I was reading an interesting article this morning on a new Washington Post prototype tool to automate fact-checking.
The Truth Teller prototype, described as a "Shazam for Truth" sounds very compelling, though taking it from prototype to a scalable solution will not be a trivial task.
But there was one paragraph in the article which jumped out at me as a deep misunderstanding of how semantic technologies work:
You can see a Truth Teller project working well with hard, numbers-driven realities since we already have companies like Narrative Science using algorithms to write sports, real estate and financial news. More difficult though is to take that algorithm and place it against soft, interpretative data. For example — and keeping things current — how sequestration will affect governmental agency X, Y or Z, if at all.
I agree with the basic premise of the paragraph - that as you move from simple, provable facts to interpretative conjecture, it becomes much harder. But it's the first part of the paragraph that I quibble with here. The ability of products like Narrative Science (or the similar Automated Insights) to convert structured data into text is completely different from the reverse process - using technology to read unstructured text and turn it into structured data.
Converting structured data to text is a fairly straighforward process. That's not to say that doing it well is easy - it's not - and companies like Narrative Science and Automated Insights are doing a very impressive job of authoring realistic text. But it's safe to assume that the error rate for that process is near zero. If I provide you with a baseball box score showing that Mike Trout went 3-for-5 with a home run and two singles, 2 RBI and 2 runs scored, you can use these technologies to state that in many different conversational means. In no cases will the information be incorrect - it's just a question of tone and writing style.

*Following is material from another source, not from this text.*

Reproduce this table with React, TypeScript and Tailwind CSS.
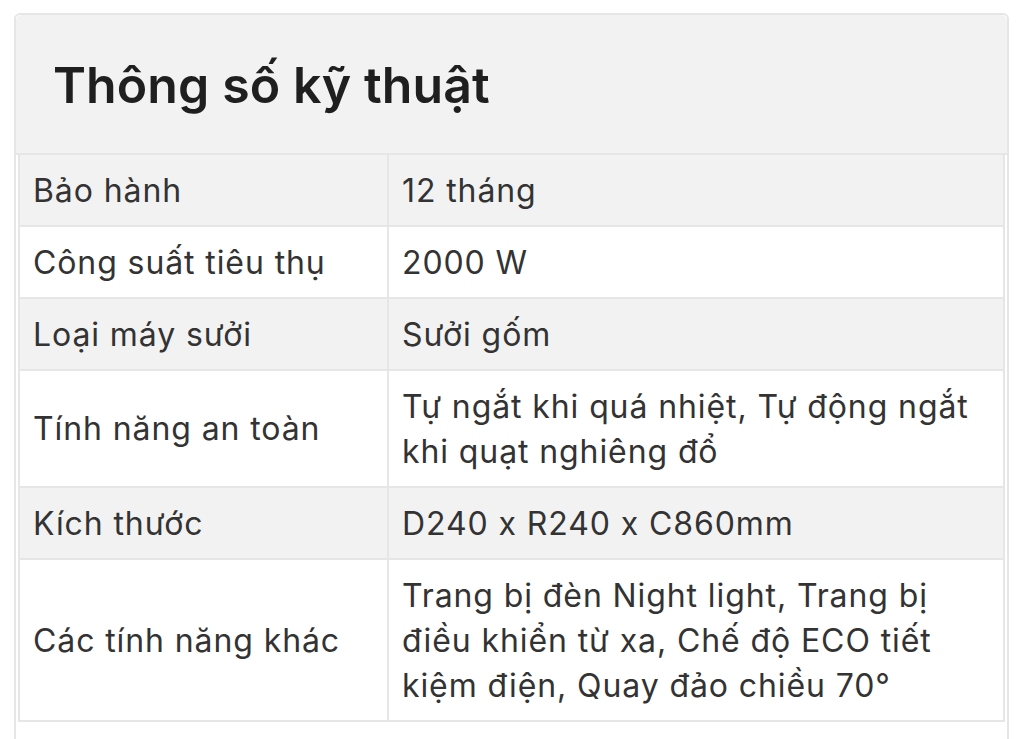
type Spec = {
  label: string;
  value: string;
};

const specs: Spec[] = [
  { label: "Bảo hành", value: "12 tháng" },
  { label: "Công suất tiêu thụ", value: "2000 W" },
  { label: "Loại máy sưởi", value: "Sưởi gốm" },
  { label: "Tính năng an toàn", value: "Tự ngắt khi quá nhiệt, Tự động ngắt khi quạt nghiêng đổ" },
  { label: "Kích thước", value: "D240 x R240 x C860mm" },
  {
    label: "Các tính năng khác",
    value: "Trang bị đèn Night light, Trang bị điều khiển từ xa, Chế độ ECO tiết kiệm điện, Quay đảo chiều 70°",
  },
];

export default function App() {
  return (
    <div
      className="h-[739px] overflow-hidden bg-white pt-[13px] pl-[14px] pr-[15px]"
      style={{ fontFamily: "Inter, 'Noto Sans', sans-serif" }}
    >
      <div className="min-h-[760px] rounded-md border-2 border-[#e6e6e6] bg-white">
        <div className="flex h-[140px] items-center rounded-t-md border-b-2 border-[#e6e6e6] bg-[#f2f2f2] pl-[37px] pt-[2px]">
          <h2 className="text-[50px] font-semibold tracking-[0.1px] text-[#1f1f1f]">Thông số kỹ thuật</h2>
        </div>
        <div className="px-[2px]">
          <table className="w-full border-collapse text-[32px] leading-[45px] tracking-[0.9px] text-[#333333]">
            <tbody>
              {specs.map((s, i) => (
                <tr key={s.label} className={i % 2 === 0 ? "bg-[#f2f2f2]" : "bg-white"}>
                  <td className="w-[369px] border-2 border-t-0 border-[#e6e6e6] py-[12.5px] pl-[13px] pr-3 align-middle">
                    {s.label}
                  </td>
                  <td className="border-2 border-t-0 border-[#e6e6e6] py-[12.5px] pl-[13px] pr-6 align-middle">
                    {s.value}
                  </td>
                </tr>
              ))}
            </tbody>
          </table>
        </div>
      </div>
    </div>
  );
}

Now, take the reverse process - reading a text-based summary of the game and trying to compile a box score. There are many challenges there. Not every at-bat gets mentioned in the summary. The nuances of language means that not every mention will be understood by the tagging engine. A home run might be called a homer, four-bagger, cleared-the-bases, round tripper, goner, went yard, moon shot, dinger or even a tater. Of course, semantic tagging uses many methods to understand text, including the use of vocabularies to capture examples like these. But any semantic text tool will miss or misconstrue some.
Semantic technologies have come a long way in the past decade. We're able to do things we were only able to dream about a few years ago. But the complexity in scaling any of these prototypes to fully useful applications should never be underestimated.